ASX-listed Volpara Health narrows first-half loss as revenue climbs 41%
By Paul McBeth
Nov. 10 (BusinessDesk) - Volpara Health Technologies, the Kiwi digital health firm listed on the ASX, narrowed its first-half loss as rising revenue put it on track to deliver faster sales growth through the remainder of the year.
The Wellington-based company yesterday reported a loss of $4.2 million, or 3 cents per share, in the six months ended Sept. 30, from a loss of $4.7 million, or 4 cents, a year earlier. Volpara lifted revenue 41 percent to $1.7 million with commercial sales up 13 percent to $1.3 million and the balance from increased research and development government grants. On an annualised recurring revenue basis, a favoured measure for software-as-a-service firms, sales rose 94 percent to $2.1 million.
"This puts the company on track to exceed its 200 percent growth target for FY18, given H2 is typically strong than H1," chief executive Ralph Highnam said in a statement to the ASX. "Our tasks are now to deliver substantial growth with more customers signing up, increasingly by word of mouth, and to deliver more services to those customers to ensure they are increasingly successful and that we return increased fees per customer."
Volpara's technology focuses on early detection of breast cancer and it went public last year, choosing the ASX over a domestic listing.

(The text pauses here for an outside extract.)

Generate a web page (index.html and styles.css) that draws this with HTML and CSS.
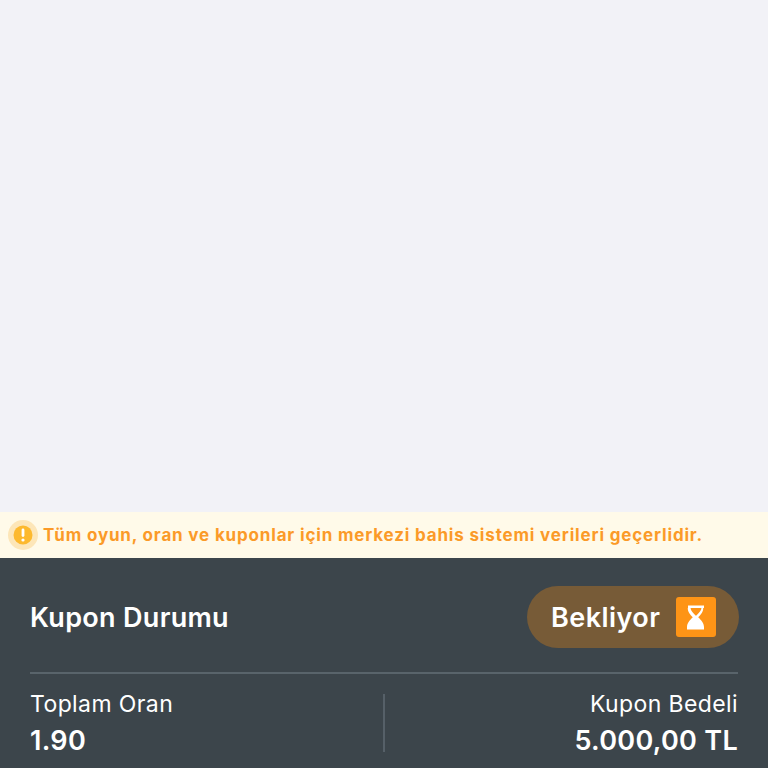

The shares were sold at 50 Australian cents apiece, raising A$10 million in an initial public offering in 2016, and it went back to investors seeking another A$10 million at 60 Australian cents apiece later that year.
The shares closed at 64 Australian cents yesterday, and have edged up 0.8 percent this year.
The company increased its spending on R&D to $1.5 million in the six-month period from $1.2 million a year earlier, while sales and marketing expenses shrank to $2.6 million from $2.7 million. Operating cash burn slowed to $3.4 million from $3.8 million and the company had cash and equivalents of $1.3 million as at Sept. 30, plus a further $8 million in term deposits.